Il n’y avait ni manteau rouge, ni trône noir. Il n’y avait
tout simplement aucun costume, aucun décor. Les acteurs portaient
tous une chasuble blanche. Tous la même. Et ils jouaient sur un sol
de bois brut, sans décors, sans accessoires.
J’en
fus abasourdi.
—
Je vois le
manteau devant moi ! Et les sièges... il me suffit de fermer
les yeux.
Nous
retournâmes au théâtre, où les photos de la représentation
étaient exposées dans une vitrine.
J’ai
ouvert mes yeux. Ni décors, ni costumes. Rien. Pas de trône, pas de
sièges. Seul le jeu extraordinaire des acteurs, seule la force
créatrice du metteur en scène, seule la puissante image mentale
qu’ils m’ont insufflée. (Je ne parle pas du texte, l’élément
le plus vulnérable du théâtre. Euripide, Shakespeare ou Tchekhov
ne peuvent plus se défendre. Ils sont à la merci de n’importe
quel comédien prétentieux ou du premier metteur en scène médiocre
post-moderne venu, qui croit qu’ayant fait jouer Hamlet nu, il a
révolutionné le théâtre et changé la vie.) J’y étais,
sur cette scène, avec des meubles, des tentures, des bijoux, des
couronnes, des robes, des pourpoints, des épées. J’y étais, dans
cette Angleterre médiévale. J’errais sur la lande désolée,
physiquement, à moi aussi, on a crevé les yeux.
Un
autre voyage. Invité à passer quelques jours à Zurich, j’arrivai
au moment où mes hôtes s’apprêtaient à partir pour le théâtre.
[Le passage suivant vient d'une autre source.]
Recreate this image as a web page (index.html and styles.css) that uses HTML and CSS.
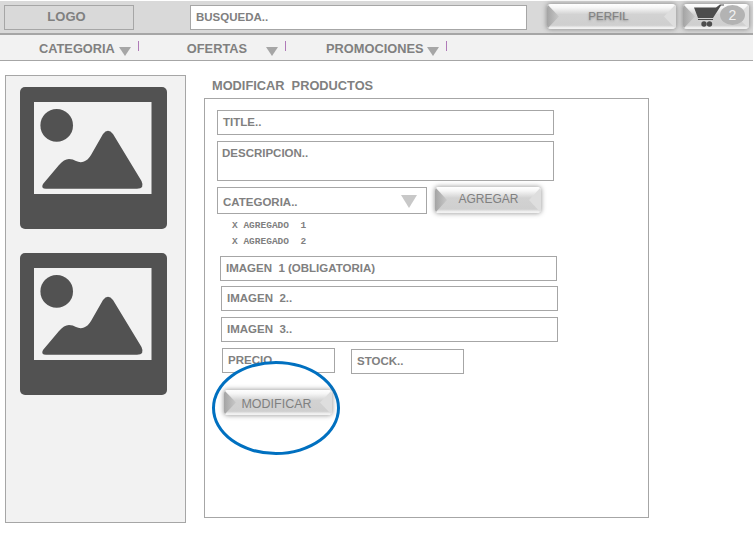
FILE: index.html
```html
<!DOCTYPE html>
<html lang="es">
<head>
  <meta charset="UTF-8" />
  <title>Modificar productos</title>
  <link rel="stylesheet" href="styles.css">
</head>
<body>

  <header class="topbar">
    <div class="logo">LOGO</div>
    <div class="search">BUSQUEDA..</div>
    <div class="btn btn-perfil"><span>PERFIL</span></div>
    <div class="btn btn-cart">
      <svg class="cart-icon" width="32" height="26" viewBox="0 0 32 26">
        <path d="M0 3.5H22L26 .5H30V1.500H27L19 14H4z" fill="#4d4d4d"/>
        <rect x="4" y="15" width="15" height="1" fill="#4d4d4d"/>
        <circle cx="10" cy="20" r="2.700" fill="#4d4d4d"/>
        <circle cx="15.500" cy="20" r="2.700" fill="#4d4d4d"/>
      </svg>
      <span class="cart-count">2</span>
    </div>
  </header>

  <nav class="menu">
    <div class="menu-item item-cat">CATEGORIA<i class="arrow"></i><b class="sep"></b></div>
    <div class="menu-item item-ofe">OFERTAS<i class="arrow"></i><b class="sep"></b></div>
    <div class="menu-item item-pro">PROMOCIONES<i class="arrow"></i><b class="sep"></b></div>
  </nav>

  <div class="content">
    <aside class="sidebar">
      <svg class="thumb" width="147" height="142" viewBox="0 0 147 142">
        <defs>
          <g id="picture">
            <rect width="147" height="142" rx="5" fill="#525252"/>
            <rect x="14" y="15" width="117.500" height="92" fill="#f2f2f2"/>
            <circle cx="36.700" cy="38.400" r="16.300" fill="#525252"/>
            <path d="M26 101.700Q20.500 101.700 23 97L39 78Q44 72 49 72Q53 72 56 74Q60 76 64 74.500Q68 73 71 68L83 47Q88 40.500 93 47L121.500 94Q125 101.700 117 101.700z" fill="#525252"/>
          </g>
        </defs>
        <use href="#picture"/>
      </svg>
      <svg class="thumb" width="147" height="142" viewBox="0 0 147 142">
        <use href="#picture"/>
      </svg>
    </aside>

    <main class="main">
      <h1 class="title">MODIFICAR&nbsp; PRODUCTOS</h1>
      <section class="panel">
        <div class="field f-title">TITLE..</div>
        <div class="field f-desc">DESCRIPCION..</div>
        <div class="cat-row">
          <div class="field f-cat">CATEGORIA..<i class="arrow arrow-big"></i></div>
          <div class="btn btn-agregar"><span>AGREGAR</span></div>
        </div>
        <ul class="added">
          <li>X AGREGADO&nbsp; 1</li>
          <li>X AGREGADO&nbsp; 2</li>
        </ul>
        <div class="field f-img1">IMAGEN&nbsp; 1 (OBLIGATORIA)</div>
        <div class="field f-img2">IMAGEN&nbsp; 2..</div>
        <div class="field f-img3">IMAGEN&nbsp; 3..</div>
        <div class="price-row">
          <div class="field f-precio">PRECIO</div>
          <div class="field f-stock">STOCK..</div>
        </div>
        <div class="highlight"></div>
        <div class="btn btn-modificar"><span>MODIFICAR</span></div>
      </section>
    </main>
  </div>

</body>
</html>
```

FILE: styles.css
```css
body {
  margin: 0;
  background-color: #fff;
  color: #808080;
  font-family: "Liberation Sans", Arial, sans-serif;
  font-size: 11.5px;
  font-weight: bold;
  overflow: hidden;
}

/* barra superior */
.topbar {
  display: flex;
  align-items: flex-start;
  box-sizing: border-box;
  width: 753px;
  height: 34px;
  margin-top: 1px;
  padding-top: 3px;
  background-color: #d9d9d9;
  border-bottom: 2px solid #a6a6a6;
}

.logo {
  box-sizing: border-box;
  width: 130px;
  height: 25px;
  margin: 1px 0 0 4px;
  padding-right: 5px;
  border: 1px solid #a6a6a6;
  font-size: 13px;
  line-height: 22px;
  text-align: center;
}

.search {
  box-sizing: border-box;
  width: 337px;
  height: 25px;
  margin: 1px 0 0 56px;
  padding-left: 5px;
  border: 1px solid #a6a6a6;
  background-color: #fff;
  line-height: 22px;
}

/* botones con bisel */
.btn {
  position: relative;
  box-sizing: border-box;
  border-radius: 4px;
  background: linear-gradient(#fff 0, #f6f6f6 15%, #d2d2d2 42%, #cfcfcf 85%, #eee 94%, #f4f4f4 100%);
  box-shadow: 0 0 4px 1px rgba(90, 90, 90, 0.5);
  font-size: 12px;
  font-weight: normal;
  text-align: center;
  overflow: hidden;
}

.btn::before,
.btn::after {
  content: "";
  position: absolute;
  top: 0;
  bottom: 0;
  width: 12px;
}

.btn::before {
  left: 0;
  background: linear-gradient(90deg, #a4a4a4, #c8c8c8);
  clip-path: polygon(0 0, 100% 50%, 0 100%);
}

.btn::after {
  right: 0;
  background: #dedede;
  clip-path: polygon(100% 0, 0 50%, 100% 100%);
}

.btn-perfil {
  width: 129px;
  height: 25px;
  margin-left: 20px;
  padding-right: 6px;
  font-size: 11.5px;
  line-height: 25px;
  text-shadow: 0 1px 2px rgba(90, 90, 90, 0.5);
}

.btn-cart {
  width: 66px;
  height: 25px;
  margin-left: 7px;
}

.cart-icon {
  position: absolute;
  left: 11px;
  top: 0;
  z-index: 1;
}

.cart-count {
  position: absolute;
  right: 4px;
  top: 1px;
  z-index: 1;
  width: 25px;
  height: 20px;
  border-radius: 50%;
  background-color: #b3b3b3;
  color: #f2f2f2;
  font-size: 14px;
  line-height: 20px;
}

.btn-agregar {
  width: 106px;
  height: 26px;
  margin-left: 8px;
  padding-left: 1px;
  line-height: 25px;
}

.btn-modificar {
  width: 108px;
  height: 25px;
  margin: 16px 0 0 19px;
  padding-right: 3px;
  font-size: 12.500px;
  line-height: 28px;
}

/* menu */
.menu {
  display: flex;
  width: 753px;
  height: 25px;
  background-color: #f2f2f2;
  border-bottom: 1px solid #a6a6a6;
}

.menu-item {
  display: flex;
  align-items: center;
  padding-top: 1px;
  font-size: 12.800px;
}

.item-cat { margin-left: 39px; }
.item-ofe { margin-left: 48px; }
.item-pro { margin-left: 40px; }

.arrow {
  display: block;
  width: 0;
  height: 0;
  margin: 6px 0 0 4px;
  border-style: solid;
  border-width: 9px 6px 0;
  border-color: #a6a6a6 transparent transparent;
}

.item-ofe .arrow { margin-left: 19px; }

.sep {
  display: block;
  width: 1px;
  height: 10px;
  margin: -4px 0 0 7px;
  background-color: #b07ab8;
}

/* contenido */
.content {
  display: flex;
  margin-top: 14px;
}

.sidebar {
  display: flex;
  flex-direction: column;
  gap: 24px;
  box-sizing: border-box;
  width: 181px;
  height: 448px;
  margin-left: 5px;
  padding: 11px 0 0 14px;
  border: 1px solid #a6a6a6;
  background-color: #f2f2f2;
}

.main {
  margin-left: 18px;
}

.title {
  margin: 4px 0 5px 8px;
  font-size: 12.800px;
  line-height: 14px;
}

.panel {
  position: relative;
  box-sizing: border-box;
  width: 445px;
  height: 420px;
  padding-top: 11px;
  border: 1px solid #a6a6a6;
}

.field {
  box-sizing: border-box;
  height: 25px;
  padding-left: 5px;
  border: 1px solid #a6a6a6;
  background-color: #fff;
  line-height: 22px;
}

.f-title { width: 337px; margin-left: 12px; }
.f-desc { width: 337px; height: 40px; margin: 6px 0 0 12px; padding-left: 4px; }

.cat-row {
  display: flex;
  margin: 6px 0 0 12px;
}

.f-cat {
  position: relative;
  width: 210px;
  height: 27px;
  line-height: 28px;
}

.arrow-big {
  position: absolute;
  right: 9px;
  top: 7px;
  margin: 0;
  border-width: 13px 8.500px 0;
  border-top-color: #c8c8c8;
}

.added {
  margin: 4px 0 0 27px;
  padding: 0;
  list-style: none;
  font-family: "Liberation Mono", monospace;
  font-size: 9.500px;
  line-height: 16px;
}

.f-img1 { width: 337px; margin: 6px 0 0 15px; }
.f-img2 { width: 337px; margin: 5px 0 0 16px; }
.f-img3 { width: 337px; margin: 6px 0 0 16px; }

.price-row {
  display: flex;
  align-items: flex-start;
  margin: 6px 0 0 17px;
}

.f-precio { width: 113px; }
.f-stock { width: 113px; margin: 1px 0 0 16px; }

/* circulo azul encima de precio */
.highlight {
  position: absolute;
  left: 7px;
  top: 262px;
  box-sizing: border-box;
  width: 128px;
  height: 94px;
  border: 3px solid #0070c0;
  border-radius: 50%;
  background-color: #fff;
}
```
Ils me proposèrent de les accompagner, ce que j’acceptai par
politesse et de mauvaise grâce. J’étais fatigué par le voyage et
le spectacle qu’ils allaient voir ne m’enthousiasmait guère :
un acteur célèbre — de moi inconnu — allait réciter Michael
Kohlhaas. Même pas un vrai spectacle. Une de ces
expérimentations théâtrales que je redoute. De surcroît, je
connaissais cette nouvelle.
Un
acteur en costume-cravate sombre, assis devant une petite table où
se trouvaient un livre, une carafe d’eau et un verre, lisait,
pendant plus d’une heure, sans interruption, le texte de Kleist.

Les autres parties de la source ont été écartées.